Smith is anxious to get standardized testing over with. She registered to take the SAT in August but her testing location in D.C. canceled. She’s now scheduled to take the exam in October at a school in Maryland, an hour and a half away from home.
Even with recent policy changes, a good test score can still bring scholarships and college affordability.
“Schools say they’re ‘test-optional,’ but to what extent are they actually test-optional?” said Smith.
She’s not the only one who might have to apply to college without test scores. T.C. Williams rising senior Fina Osei-Owusu is banking on taking her SAT in August after having her first one canceled in April. But like many things, there’s no guarantee that it will happen.
“Everybody is in the same boat,” said Beth Lovain of the Scholarship Fund of Alexandria. “Whatever challenges that they have, every student has.”
“I think ’21 thought we were safe, that maybe we’d miss some schoolwork. But prom is non-negotiable. As we are going into the year, I’m starting to realize that maybe we won’t have prom. …It is what it is.”
—Kennetra Smith, Thomas Edison High School Class of 2021
DESPITE THE PANDEMIC, Pozo argues the barriers many disadvantaged students face when applying to college will persist.
“A lot of low-income people and undocumented people experience the college process a little bit differently,” said Pozo. “The college process itself shows how inaccessible college education is.”

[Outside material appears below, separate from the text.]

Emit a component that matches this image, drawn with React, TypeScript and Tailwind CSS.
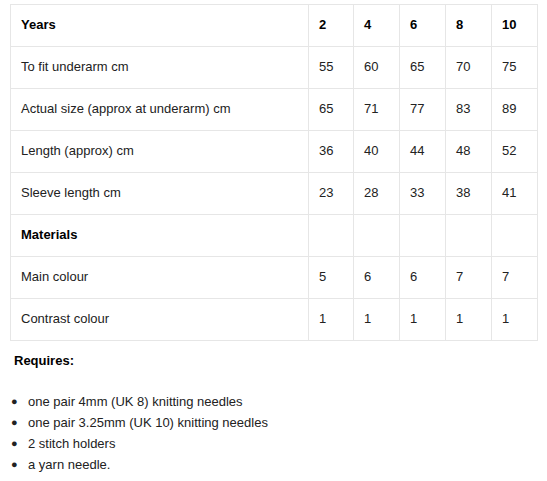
import React from 'react';

const rows: { label: string; values: string[]; bold?: boolean }[] = [
  { label: 'Years', values: ['2', '4', '6', '8', '10'], bold: true },
  { label: 'To fit underarm cm', values: ['55', '60', '65', '70', '75'] },
  { label: 'Actual size (approx at underarm) cm', values: ['65', '71', '77', '83', '89'] },
  { label: 'Length (approx) cm', values: ['36', '40', '44', '48', '52'] },
  { label: 'Sleeve length cm', values: ['23', '28', '33', '38', '41'] },
  { label: 'Materials', values: ['', '', '', '', ''], bold: true },
  { label: 'Main colour', values: ['5', '6', '6', '7', '7'] },
  { label: 'Contrast colour', values: ['1', '1', '1', '1', '1'] },
];

const needs = [
  'one pair 4mm (UK 8) knitting needles',
  'one pair 3.25mm (UK 10) knitting needles',
  '2 stitch holders',
  'a yarn needle.',
];

export default function App() {
  return (
    <div className="w-[547px] h-[481px] bg-white text-[13px] text-[#222] font-['Liberation_Sans',Arial,sans-serif] pt-[4px] pl-[10px]">
      <table className="border-collapse w-[527px] table-fixed">
        <colgroup>
          <col className="w-[298px]" />
          <col className="w-[45px]" />
          <col className="w-[46px]" />
          <col className="w-[46px]" />
          <col className="w-[46px]" />
          <col className="w-[46px]" />
        </colgroup>
        <tbody>
          {rows.map((r) => (
            <tr key={r.label} className="h-[42px]">
              <td className={`border border-[#e6e6e6] px-[10px] pb-[2px] ${r.bold ? 'font-bold text-black' : ''}`}>{r.label}</td>
              {r.values.map((v, i) => (
                <td key={i} className={`border border-[#e6e6e6] px-[10px] pb-[2px] ${r.bold ? 'font-bold text-black' : ''}`}>
                  {v}
                </td>
              ))}
            </tr>
          ))}
        </tbody>
      </table>

      {/* Requires list */}
      <p className="font-bold text-black mt-[11px] ml-[4px] leading-[17px]">Requires:</p>
      <ul className="mt-[22px] leading-[21px]">
        {needs.map((n) => (
          <li key={n} className="flex items-center">
            <span className="w-[18px] pl-[1px] text-[11px]">●</span>
            <span>{n}</span>
          </li>
        ))}
      </ul>
    </div>
  );
}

“We’re very worried about the students,” said Lovain. “But at some point, it all will go back to normal.”
But Smith is starting to accept that her senior year probably won’t go as anticipated.
“I think ’21 thought we were safe, that maybe we’d miss some schoolwork,” said Smith. “But prom is non-negotiable. As we are going into the year, I’m starting to realize that maybe we won’t have prom…It is what it is.”